Frequently Asked Questions

01

How do I split profits fairly in a trucking partnership?

Base profit splits on total contributions including cash, equipment, work hours, and business development. Don't assume equal splits are fair—weight distributions based on actual value each partner brings. Document everything and review annually as contributions change.

02

What legal structure works best for trucking partnerships?

Limited Liability Companies (LLCs) offer the best combination of liability protection and operational flexibility for most trucking partnerships. They protect personal assets while allowing flexible profit distributions and management structures.

03

Can partnerships help me get better freight rates?

Yes, partnerships can improve rates through increased capacity, geographic coverage, and stronger customer relationships. Combined operations often qualify for volume discounts and preferred carrier status that individual operators can't achieve alone.

04

How do I handle insurance in a trucking partnership?

Partnership insurance requires coverage for all partners and the business entity.
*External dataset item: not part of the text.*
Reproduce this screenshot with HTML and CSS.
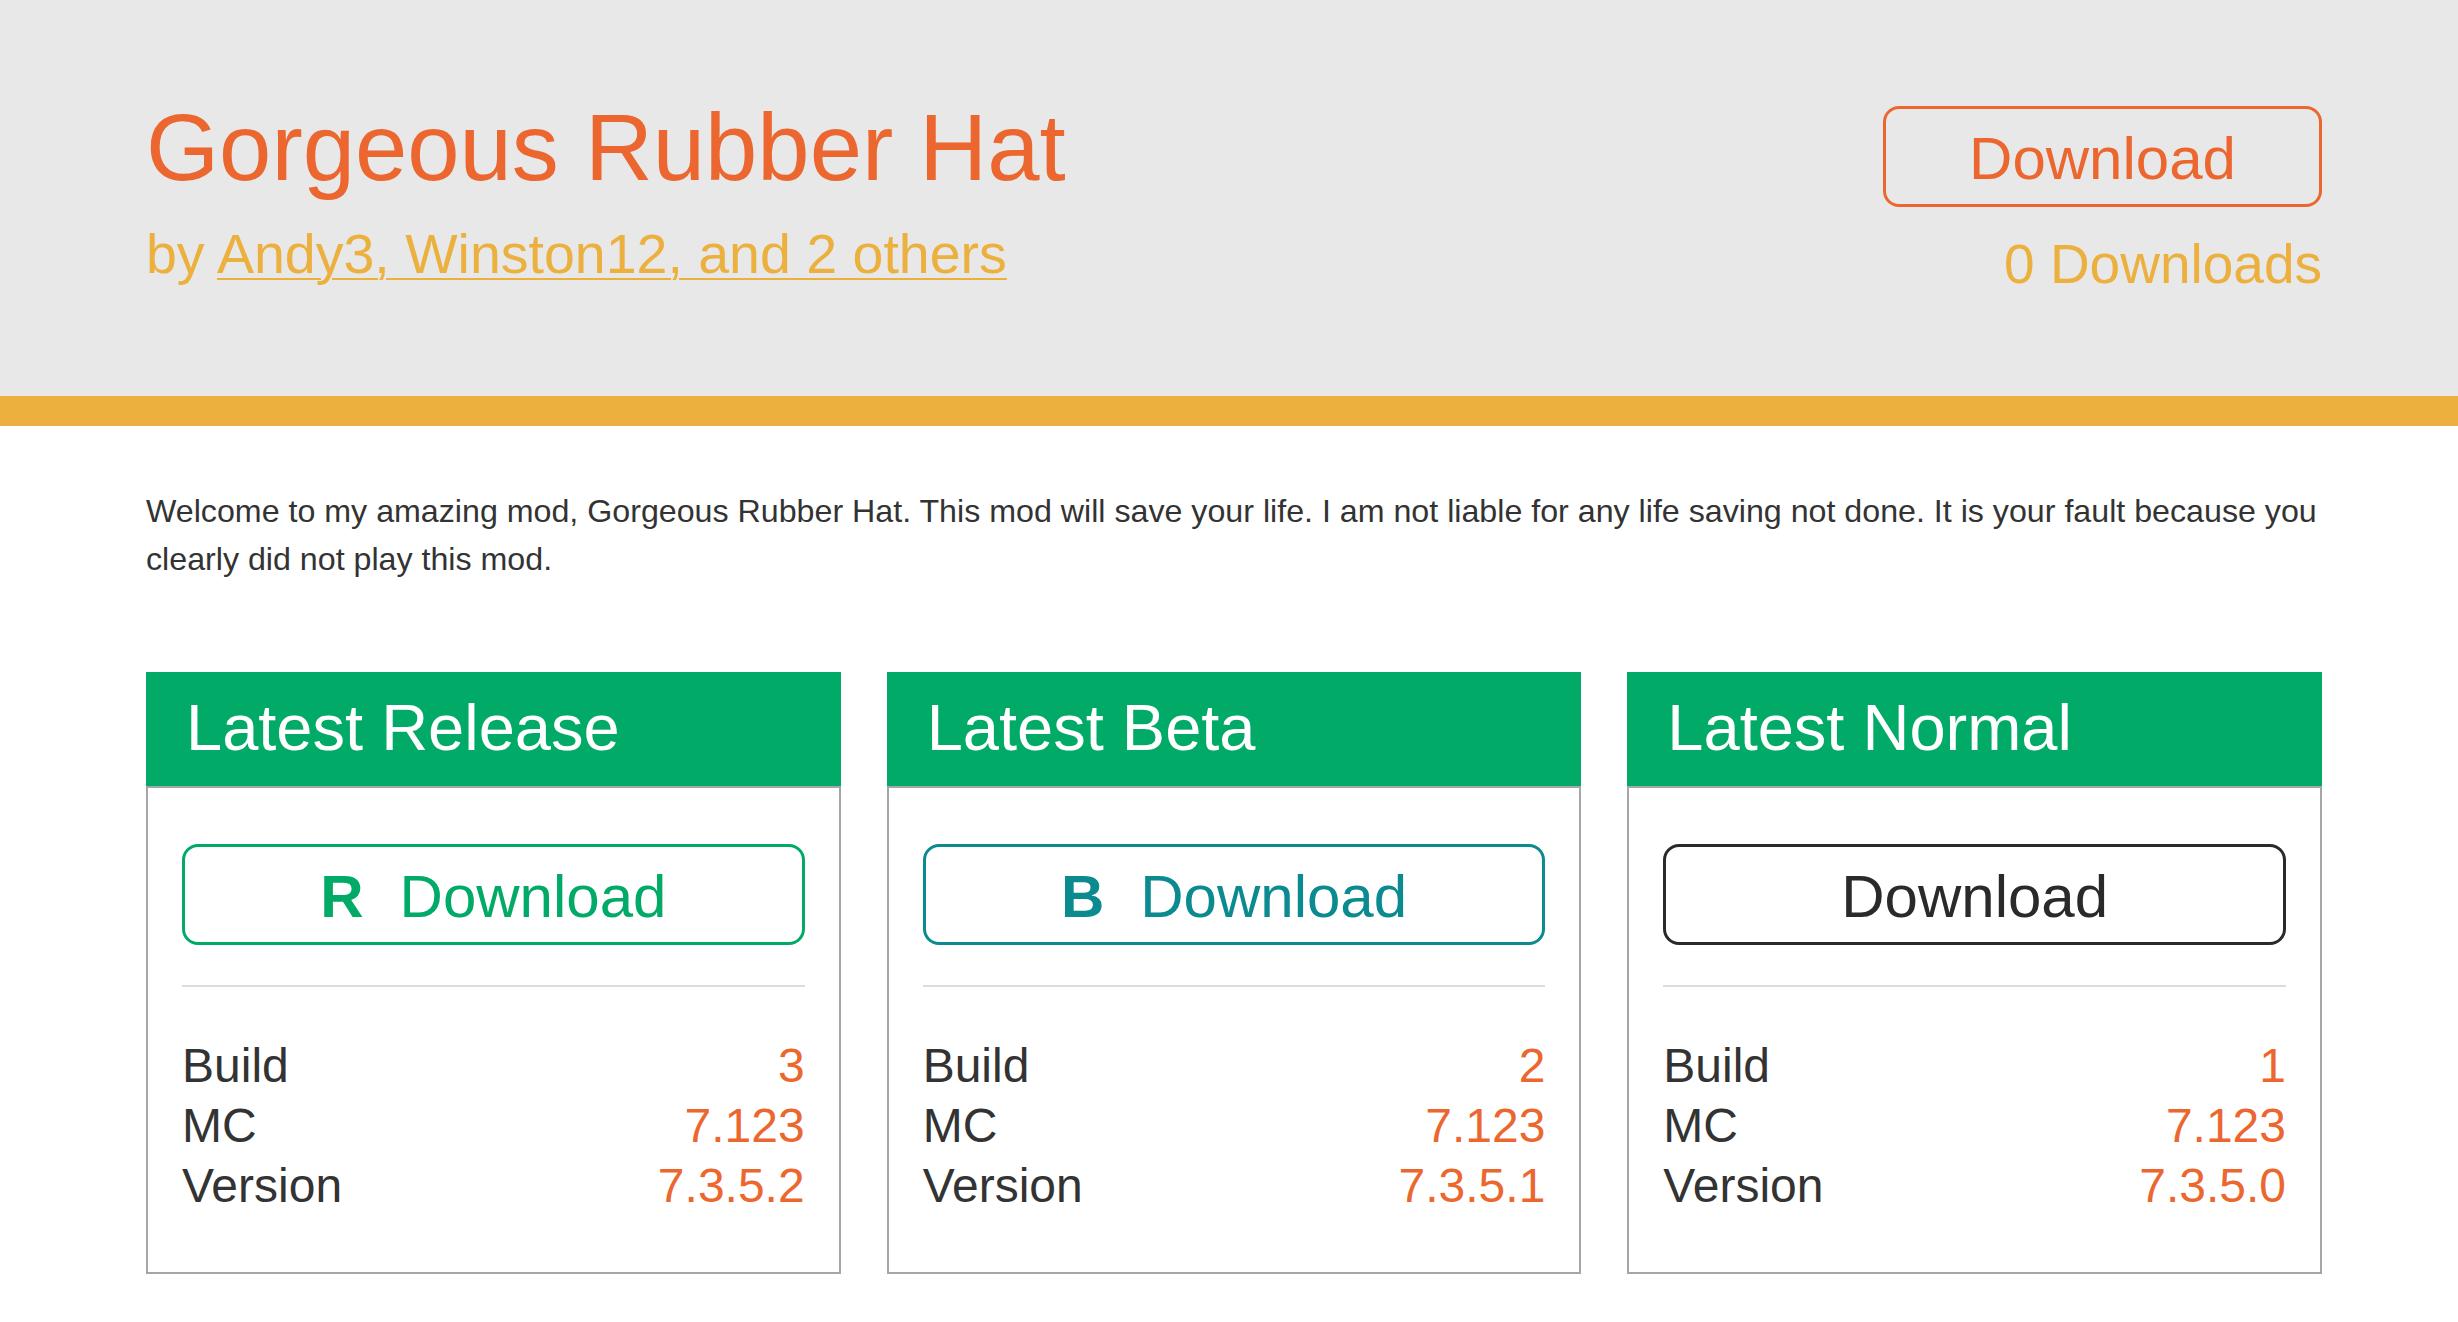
FILE: index.html
```html
<!DOCTYPE html>
<html lang="en">
<head>
<meta charset="utf-8">
<title>Gorgeous Rubber Hat</title>
<link rel="stylesheet" href="styles.css">
</head>
<body>
<header class="hero">
  <div class="hero-info">
    <h1 class="title">Gorgeous Rubber Hat</h1>
    <p class="byline">by <a href="#" class="authors">Andy3, Winston12, and 2 others</a></p>
  </div>
  <div class="hero-actions">
    <a href="#" class="btn btn-hero">Download</a>
    <p class="count">0 Downloads</p>
  </div>
</header>
<main class="content">
  <p class="description">Welcome to my amazing mod, Gorgeous Rubber Hat. This mod will save your life. I am not liable for any life saving not done. It is your fault because you clearly did not play this mod.</p>
  <section class="cards">
    <article class="card">
      <h2 class="card-head">Latest Release</h2>
      <div class="card-body">
        <a href="#" class="btn btn-release"><span class="badge">R</span>Download</a>
        <hr class="divider">
        <dl class="stats">
          <div class="stat"><dt>Build</dt><dd>3</dd></div>
          <div class="stat"><dt>MC</dt><dd>7.123</dd></div>
          <div class="stat"><dt>Version</dt><dd>7.3.5.2</dd></div>
        </dl>
      </div>
    </article>
    <article class="card">
      <h2 class="card-head">Latest Beta</h2>
      <div class="card-body">
        <a href="#" class="btn btn-beta"><span class="badge">B</span>Download</a>
        <hr class="divider">
        <dl class="stats">
          <div class="stat"><dt>Build</dt><dd>2</dd></div>
          <div class="stat"><dt>MC</dt><dd>7.123</dd></div>
          <div class="stat"><dt>Version</dt><dd>7.3.5.1</dd></div>
        </dl>
      </div>
    </article>
    <article class="card">
      <h2 class="card-head">Latest Normal</h2>
      <div class="card-body">
        <a href="#" class="btn btn-normal">Download</a>
        <hr class="divider">
        <dl class="stats">
          <div class="stat"><dt>Build</dt><dd>1</dd></div>
          <div class="stat"><dt>MC</dt><dd>7.123</dd></div>
          <div class="stat"><dt>Version</dt><dd>7.3.5.0</dd></div>
        </dl>
      </div>
    </article>
  </section>
</main>
</body>
</html>
```
FILE: styles.css
```css
* { box-sizing: border-box; }

html, body {
  margin: 0;
  padding: 0;
  background: #ffffff;
  font-family: "Liberation Sans", Arial, Helvetica, sans-serif;
  font-weight: 400;
}

.hero {
  display: flex;
  justify-content: space-between;
  align-items: flex-start;
  background: #e8e8e8;
  padding: 94px 136px 100px 146px;
  border-bottom: 30px solid #ebb03d;
}

.title {
  margin: 0;
  font-size: 94px;
  line-height: 108px;
  font-weight: 400;
  color: #eb672f;
}

.byline {
  margin: 20px 0 0;
  font-size: 55.5px;
  line-height: 64px;
  color: #ebb03d;
}

.authors {
  color: #ebb03d;
  text-decoration: underline;
  text-decoration-thickness: 2px;
  text-underline-offset: 5px;
}

.hero-actions {
  width: 439px;
  margin-top: 12px;
  display: flex;
  flex-direction: column;
  align-items: flex-end;
}

.btn {
  display: flex;
  align-items: center;
  justify-content: center;
  width: 100%;
  height: 101px;
  border: 3px solid;
  border-radius: 16px;
  font-size: 60px;
  padding-top: 3px;
  text-decoration: none;
  background: transparent;
}

.btn-hero {
  color: #eb672f;
  border-color: #eb672f;
}

.count {
  margin: 25px 0 0;
  font-size: 55px;
  line-height: 64px;
  color: #ebb03d;
}

.content {
  padding: 61px 136px 0 146px;
}

.description {
  margin: 0 0 89px;
  font-size: 32.2px;
  line-height: 48px;
  color: #333333;
}

.cards {
  display: grid;
  grid-template-columns: repeat(3, 1fr);
  gap: 46px;
}

.card-head {
  margin: 0;
  height: 114px;
  padding: 1px 36px 0 40px;
  line-height: 110px;
  font-size: 65px;
  font-weight: 400;
  color: #ffffff;
  background: #01aa66;
}

.card-body {
  border: 2px solid #a6a6a6;
  padding: 56px 34px 56px;
}

.btn-release {
  color: #01aa66;
  border-color: #01aa66;
}

.btn-beta {
  color: #0b8a8f;
  border-color: #0b8a8f;
}

.btn-normal {
  color: #2a2a2a;
  border-color: #2a2a2a;
}

.badge {
  font-weight: 700;
  margin-right: 36px;
}

.divider {
  margin: 40px 0 49px;
  border: 0;
  height: 2px;
  background: #dcdcdc;
}

.stats {
  margin: 0;
}

.stat {
  display: flex;
  justify-content: space-between;
  font-size: 48px;
  line-height: 60px;
}

.stat dt {
  color: #333333;
}

.stat dd {
  margin: 0;
  color: #eb672f;
}
```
You'll need commercial auto liability, general liability, cargo insurance, and partnership-specific coverage. Work with agents experienced in trucking partnerships to avoid coverage gaps.

05

What happens if my trucking partner wants to quit?

Your partnership agreement should include buyout procedures, valuation methods, and timeline requirements. Establish these exit strategies before forming the partnership. Include right of first refusal for remaining partners and non-compete clauses to protect customer relationships.